A greener gallery – more than just hot air
When this photograph was taken a couple of weeks ago, you can see that the building was still on a life support system. Now I am pleased to report that the patient is surviving on its own pumps and circulation. The boilers are fired up and all the new equipment is being commissioned.
Here is a picture of the boiler room. There are 4 boilers, each of no more than domestic size. We have adopted new standards for environmental conditions within the gallery spaces that should be better for the art works and allow us to be much more energy efficient. The effect is that conditions will vary rather more than has been normal but only very slowly so that the equipment will work with the fabric of the building rather than constantly fighting against it.
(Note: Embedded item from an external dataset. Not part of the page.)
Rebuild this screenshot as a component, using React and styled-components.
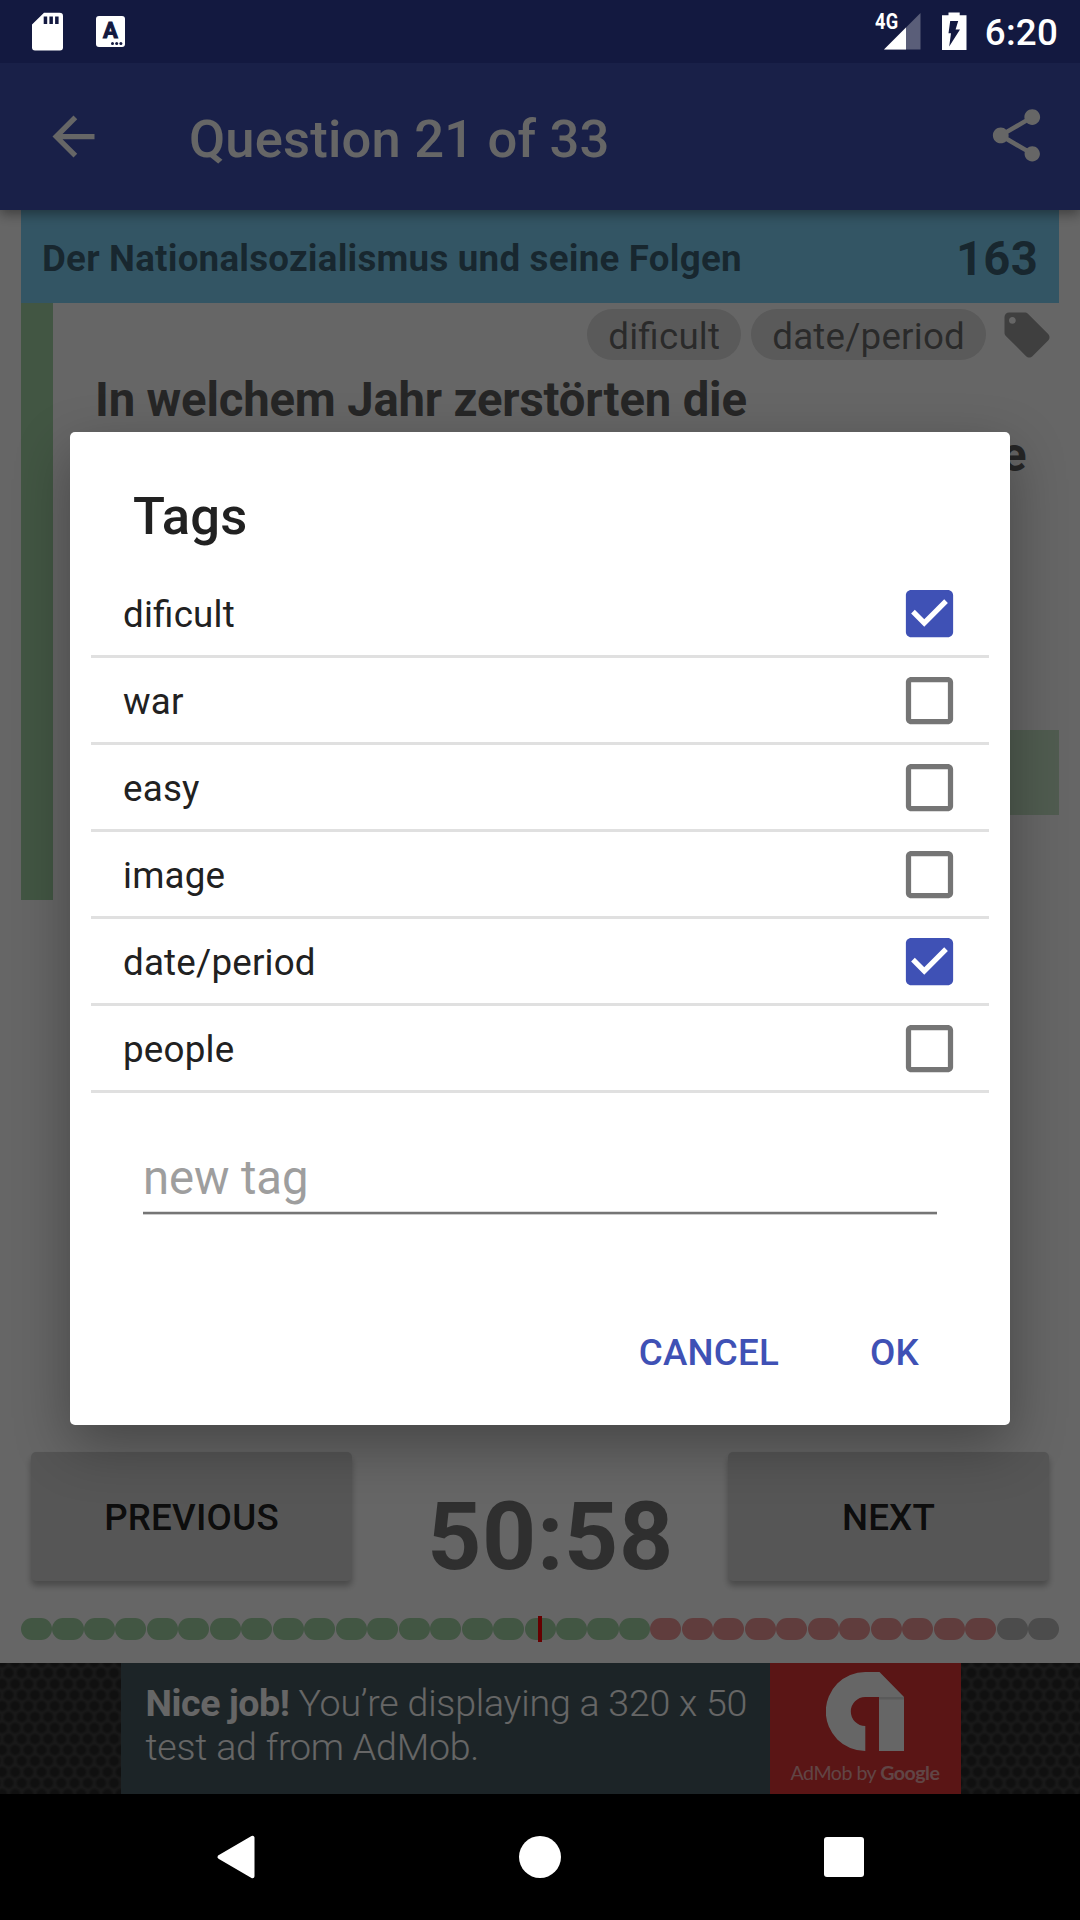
import React from "react";
import styled, { createGlobalStyle, css } from "styled-components";

const GlobalStyle = createGlobalStyle`
  *, *::before, *::after { box-sizing: border-box; }
  body { margin: 0; background: #000; }
  button, input { font: inherit; letter-spacing: inherit; border: 0; background: none; padding: 0; }
`;

const Screen = styled.div`
  position: relative;
  width: 1080px;
  height: 1920px;
  display: flex;
  flex-direction: column;
  overflow: hidden;
  background: #fff;
  color: rgba(0, 0, 0, 0.54);
  font-family: Roboto, "Liberation Sans", sans-serif;
  font-size: 36.75px;
  letter-spacing: 0.2px;
  font-feature-settings: "liga" 1;
`;

/* ---------- status bar ---------- */

const StatusBar = styled.header`
  position: relative;
  z-index: 2;
  height: 63px;
  flex: none;
  display: flex;
  align-items: flex-start;
  padding: 12px 22px 0 32px;
  background: #131940;
  color: #fff;
`;

const Notifications = styled.div`
  display: flex;
  gap: 33px;
  flex: 1;
`;

const AppBadge = styled.div`
  width: 29px;
  height: 31px;
  margin-top: 4px;
  border-radius: 3px;
  background: #fff;
  color: #131940;
  display: flex;
  flex-direction: column;
  align-items: center;
  font-size: 22px;
  font-weight: 700;
  line-height: 30px;
  -webkit-text-stroke: 1px #131940;
`;

const BadgeDots = styled.svg`
  width: 12px;
  height: 3px;
  margin: -4px 0 0 13px;
  flex: none;
`;

const Network = styled.div`
  display: flex;
  width: 46px;
  margin-right: 21px;
`;

const NetworkLabel = styled.span`
  width: 8px;
  flex: none;
  font-size: 22px;
  font-weight: 700;
  line-height: 20px;
  transform: scaleX(0.83);
  transform-origin: 0 0;
`;

const SignalIcon = styled.svg`
  width: 38px;
  height: 38px;
  flex: none;
`;

const Clock = styled.time`
  margin-left: 18px;
  font-weight: 500;
  line-height: 42px;
`;

/* ---------- app bar ---------- */

const AppBar = styled.nav`
  position: relative;
  z-index: 1;
  height: 147px;
  flex: none;
  display: flex;
  align-items: center;
  padding: 0 32px 0 42px;
  background: #3f51b5;
  color: #fff;
  box-shadow: 0 4px 12px rgba(0, 0, 0, 0.4);
`;

const Icon = styled.svg`
  width: ${(p) => p.$size || 63}px;
  height: ${(p) => p.$size || 63}px;
  flex: none;
  fill: currentColor;
`;

const Title = styled.h1`
  flex: 1;
  margin: 4px 0 0 84px;
  font-size: 52.5px;
  font-weight: 500;
  line-height: 62px;
`;

/* ---------- question page ---------- */

const Page = styled.main`
  flex: 1;
  display: flex;
  flex-direction: column;
  padding: 0 21px 23px;
`;

const Topic = styled.div`
  height: 93px;
  flex: none;
  display: flex;
  align-items: center;
  justify-content: space-between;
  padding: 4px 21px 0;
  background: #81d4fa;
  font-weight: 700;
`;

const QuestionNumber = styled.span`
  font-size: 47.25px;
`;

const Card = styled.section`
  height: 597px;
  display: flex;
  border-left: 32px solid #a5d6a7;
`;

const CardBody = styled.div`
  flex: 1;
  min-width: 0;
  display: flex;
  flex-direction: column;
`;

const TagRow = styled.div`
  display: flex;
  justify-content: flex-end;
  align-items: center;
  gap: 10px;
  height: 51px;
  margin-top: 6px;
  padding-right: 5px;
  color: #9e9e9e;
`;

const Chip = styled.span`
  height: 51px;
  padding: 3px 21px 0 21px;
  border-radius: 26px;
  background: #e0e0e0;
  color: rgba(0, 0, 0, 0.54);
  line-height: 50px;

  & + svg { margin-left: 4px; }
`;

const Question = styled.h2`
  height: 164px;
  margin: 13px 20px 0 42px;
  color: #606060;
  font-size: 47.25px;
  font-weight: 700;
  line-height: 55px;
  letter-spacing: -0.17px;
`;

const Answer = styled.div`
  height: 85px;
  margin: 193px 0 0 42px;
  background: #c8e6c9;
`;

const Controls = styled.div`
  display: flex;
  justify-content: space-between;
  margin-top: auto;
  padding: 0 10px;
`;

const NavButton = styled.button`
  width: 321px;
  height: 129px;
  padding-top: 2px;
  border-radius: 5px;
  background: #d6d7d7;
  color: rgba(0, 0, 0, 0.87);
  font-weight: 500;
  box-shadow: 0 5px 6px rgba(0, 0, 0, 0.28);
`;

const Timer = styled.div`
  height: 99px;
  margin: 29px 0 0 21px;
  font-size: 94.5px;
  font-weight: 700;
  line-height: 111px;
  letter-spacing: 0.6px;
`;

const Progress = styled.div`
  position: relative;
  display: flex;
  gap: 0.4px;
  height: 22px;
  margin-top: 37px;
  flex: none;

  &::after {
    content: "";
    position: absolute;
    left: 517px;
    top: -2px;
    width: 4px;
    height: 26px;
    background: #f00;
  }
`;

const pillColors = { right: "#a5d6a7", wrong: "#ef9a9a", open: "#bdbdbd" };

const Pill = styled.span`
  flex: 1;
  border-radius: 11px;
  background: ${(p) => pillColors[p.$state]};
`;

/* ---------- ad banner ---------- */

const AdStrip = styled.aside`
  height: 131px;
  flex: none;
  display: flex;
  justify-content: center;
  padding-left: 1px;
  background-color: #404040;
  background-image: radial-gradient(circle, #292929 3.5px, transparent 6.5px),
    radial-gradient(circle, #292929 3.5px, transparent 6.5px);
  background-size: 13.2px 22px;
  background-position: 2px -1px, 8.6px 10px;
`;

const AdText = styled.p`
  width: 649px;
  margin: 0;
  padding: 18px 0 0 25px;
  background: #485a61;
  color: #fff;
  font-size: 37.5px;
  font-weight: 300;
  line-height: 44px;
  letter-spacing: -0.2px;
  white-space: nowrap;

  b { font-weight: 700; letter-spacing: -0.4px; }
`;

const AdBrand = styled.div`
  width: 191px;
  display: flex;
  flex-direction: column;
  align-items: center;
  background: #e03535;
  color: rgba(255, 255, 255, 0.6);
  font-family: Lato, sans-serif;
  font-size: 19.6px;
  line-height: 24px;
  letter-spacing: -0.5px;
  white-space: nowrap;

  svg { width: 78px; height: 79px; margin: 9px 0 10px; flex: none; }
`;

/* ---------- dialog ---------- */

const Scrim = styled.div`
  position: absolute;
  inset: 0;
  z-index: 1;
  display: flex;
  align-items: flex-start;
  justify-content: center;
  padding-top: 432px;
  background: rgba(0, 0, 0, 0.6);
`;

const Dialog = styled.div`
  width: 940px;
  height: 993px;
  display: flex;
  flex-direction: column;
  padding: 0 21px;
  border-radius: 5px;
  background: #fff;
  color: #212121;
  box-shadow: 0 20px 56px rgba(0, 0, 0, 0.32);
`;

const DialogTitle = styled.h2`
  height: 139px;
  margin: 0;
  padding: 53px 42px 0;
  font-size: 52.5px;
  font-weight: 500;
  line-height: 62px;
`;

const Option = styled.label`
  height: 87px;
  flex: none;
  display: flex;
  align-items: center;
  justify-content: space-between;
  padding: 0 28.5px 0 32px;
  border-bottom: 3px solid #e0e0e0;
`;

const OptionName = styled.span`
  padding-top: 3px;
`;

const CheckIcon = styled(Icon)`
  ${(p) => css`color: ${p.$checked ? "#3f51b5" : "#757575"};`}
`;

const Field = styled.div`
  height: 73px;
  margin: 49px 52px 0;
  background: linear-gradient(#ddd 0 1px, #757575 1px 3px, #ccc 3px 4px) bottom / 100% 4px no-repeat;
`;

const Input = styled.input`
  width: 100%;
  height: 70px;
  padding-top: 1px;
  outline: 0;
  font-size: 47.25px;
  letter-spacing: -0.1px;
  &::placeholder { color: #9e9e9e; opacity: 1; }
`;

const Actions = styled.div`
  display: flex;
  justify-content: flex-end;
  gap: 91px;
  margin-top: 113px;
  padding-right: 70px;
`;

const Action = styled.button`
  color: #3f51b5;
  font-weight: 500;
  line-height: 50px;
`;

/* ---------- system navigation ---------- */

const SystemNav = styled.footer`
  position: relative;
  z-index: 2;
  height: 126px;
  flex: none;
  display: flex;
  justify-content: space-between;
  align-items: center;
  padding: 0 215px;
  background: #000;
  color: #fff;
`;

const tags = [
  ["dificult", true],
  ["war", false],
  ["easy", false],
  ["image", false],
  ["date/period", true],
  ["people", false],
];

const results = [
  ...Array(20).fill("right"),
  ...Array(11).fill("wrong"),
  ...Array(2).fill("open"),
];

const CHECKED =
  "M19 3H5c-1.1 0-2 .9-2 2v14c0 1.1.9 2 2 2h14c1.1 0 2-.9 2-2V5c0-1.1-.9-2-2-2zm-9 14l-5-5 1.4-1.4 3.6 3.6 7.6-7.6L19 8l-9 9z";
const UNCHECKED =
  "M19 5v14H5V5h14m0-2H5c-1.1 0-2 .9-2 2v14c0 1.1.9 2 2 2h14c1.1 0 2-.9 2-2V5c0-1.1-.9-2-2-2z";

export default function App() {
  return (
    <Screen>
      <GlobalStyle />
      <StatusBar>
        <Notifications>
          <svg width="31" height="39" viewBox="0 0 31 39">
            <path
              fill="#fff"
              fillRule="evenodd"
              d="M12 .7H27.5Q31 .7 31 4V35.500Q31 38.500 28 38.500H3Q0 38.500 0 35.500V12.500ZM11.700 4.500V12H15.200V4.500ZM17.400 4.500V12H20.900V4.500ZM23.100 4.500V12H26.600V4.500Z"
            />
          </svg>
          <AppBadge>
            A
            <BadgeDots viewBox="0 0 12 3" fill="#131940">
              <circle cx="1.500" cy="1.500" r="1.500" />
              <circle cx="5.700" cy="1.500" r="1.500" />
              <circle cx="9.900" cy="1.500" r="1.500" />
            </BadgeDots>
          </AppBadge>
        </Notifications>
        <Network>
          <NetworkLabel>4G</NetworkLabel>
          <SignalIcon viewBox="0 0 38 38">
            <path d="M1 37.500H37.500V1Z" fill="#fff" fillOpacity=".3" />
            <path d="M1 37.500H23V15.500Z" fill="#fff" />
          </SignalIcon>
        </Network>
        <svg width="25" height="39" viewBox="0 0 25 39">
          <path
            fill="#fff"
            fillRule="evenodd"
            d="M6.500 .5H17.700V3.300H24.500V38H0V3.300H6.500ZM8.200 9H16.200L13.600 17.500H18L7.200 34.500L9 21.300H6.500Z"
          />
        </svg>
        <Clock>6:20</Clock>
      </StatusBar>

      <AppBar>
        <Icon viewBox="0 0 24 24">
          <path d="M20 11H7.830l5.590-5.590L12 4l-8 8 8 8 1.410-1.410L7.830 13H20v-2z" />
        </Icon>
        <Title>Question 21 of 33</Title>
        <Icon viewBox="0 0.400 24 24">
          <path d="M18 16.080c-.76 0-1.440.3-1.960.77L8.910 12.700c.05-.23.09-.46.09-.7s-.04-.47-.09-.7l7.050-4.110c.54.5 1.250.81 2.040.81 1.660 0 3-1.340 3-3s-1.340-3-3-3-3 1.340-3 3c0 .24.04.47.09.7L8.040 9.810C7.500 9.310 6.790 9 6 9c-1.660 0-3 1.340-3 3s1.340 3 3 3c.79 0 1.500-.31 2.040-.81l7.120 4.160c-.05.21-.08.43-.08.65 0 1.610 1.310 2.920 2.920 2.920s2.920-1.310 2.920-2.920-1.310-2.920-2.920-2.920z" />
        </Icon>
      </AppBar>

      <Page>
        <Topic>
          <span>Der Nationalsozialismus und seine Folgen</span>
          <QuestionNumber>163</QuestionNumber>
        </Topic>
        <Card>
          <CardBody>
            <TagRow>
              <Chip>dificult</Chip>
              <Chip>date/period</Chip>
              <Icon $size={54} viewBox="0 0 24 24">
                <path d="M21.410 11.580l-9-9C12.050 2.220 11.550 2 11 2H4c-1.100 0-2 .9-2 2v7c0 .55.22 1.050.59 1.420l9 9c.36.36.86.58 1.410.58.55 0 1.050-.22 1.410-.59l7-7c.37-.36.59-.86.59-1.410 0-.55-.23-1.060-.59-1.420zM5.500 7C4.670 7 4 6.330 4 5.500S4.670 4 5.500 4 7 4.670 7 5.500 6.330 7 5.500 7z" />
              </Icon>
            </TagRow>
            <Question>
              In welchem Jahr zerstörten die
              <br />
              Nationalsozialisten Synagogen und jüdische
            </Question>
            <Answer />
          </CardBody>
        </Card>
        <Controls>
          <NavButton>PREVIOUS</NavButton>
          <Timer>50:58</Timer>
          <NavButton>NEXT</NavButton>
        </Controls>
        <Progress>
          {results.map((state, i) => (
            <Pill key={i} $state={state} />
          ))}
        </Progress>
      </Page>

      <AdStrip>
        <AdText>
          <b>Nice job!</b> You’re displaying a 320 x 50
          <br />
          test ad from AdMob.
        </AdText>
        <AdBrand>
          <svg viewBox="0 0 78 79">
            <path
              fill="#fff"
              d="M39.300 0H53.500L78 25V79H53V25H39.300A14.500 14.500 0 0 0 39.300 54V79A39.500 39.500 0 0 1 39.300 0Z"
            />
            <path fill="#e2e2e2" d="M53 25H78V27.500H53Z" />
          </svg>
          <span>AdMob by <b>Google</b></span>
        </AdBrand>
      </AdStrip>

      <Scrim>
        <Dialog role="dialog">
          <DialogTitle>Tags</DialogTitle>
          {tags.map(([name, checked]) => (
            <Option key={name}>
              <OptionName>{name}</OptionName>
              <CheckIcon $checked={checked} viewBox="0 0 24 24">
                <path d={checked ? CHECKED : UNCHECKED} />
              </CheckIcon>
            </Option>
          ))}
          <Field>
            <Input placeholder="new tag" />
          </Field>
          <Actions>
            <Action>CANCEL</Action>
            <Action>OK</Action>
          </Actions>
        </Dialog>
      </Scrim>

      <SystemNav>
        <svg width="42" height="44" viewBox="0 0 42 44">
          <path
            d="M4.500 22L37.500 2.800V41.200Z"
            fill="#fff"
            stroke="#fff"
            strokeWidth="4"
            strokeLinejoin="round"
          />
        </svg>
        <svg width="42" height="42" viewBox="0 0 42 42">
          <circle cx="21" cy="21" r="21" fill="#fff" />
        </svg>
        <svg width="42" height="42" viewBox="0 0 42 42">
          <rect x="1" y="1" width="40" height="40" rx="3" fill="#fff" />
        </svg>
      </SystemNav>
    </Screen>
  );
}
Our services consultants, Harley Haddow, write:
“By adopting this environmental control strategy, the capital cost of the air conditioning plant has been substantially reduced . . . . . . [by] 20-25%. Electricity and gas energy required for the gallery spaces . . . . . [should be] up to 42% less than for a traditional gallery operating to the guidelines of BS5454. For the Portrait Gallery, this equates to approximately 11% reduction in Co2 emissions for the complete building’s annual energy consumption.”
Well, let’s hope so . . . . . .
It is always enjoyable to visit Charles Taylor’s dramatic workshop in the old West Parish Church at Dalkeith. We were there to discuss progress on the display cabinets that were designed by Sir Robert Rowand Anderson in the 1880s for the Portrait Gallery (or more accurately for the Nation Museum of Antiquities housed there). There must have been dozens at one time but four have survived and three will be returning in May.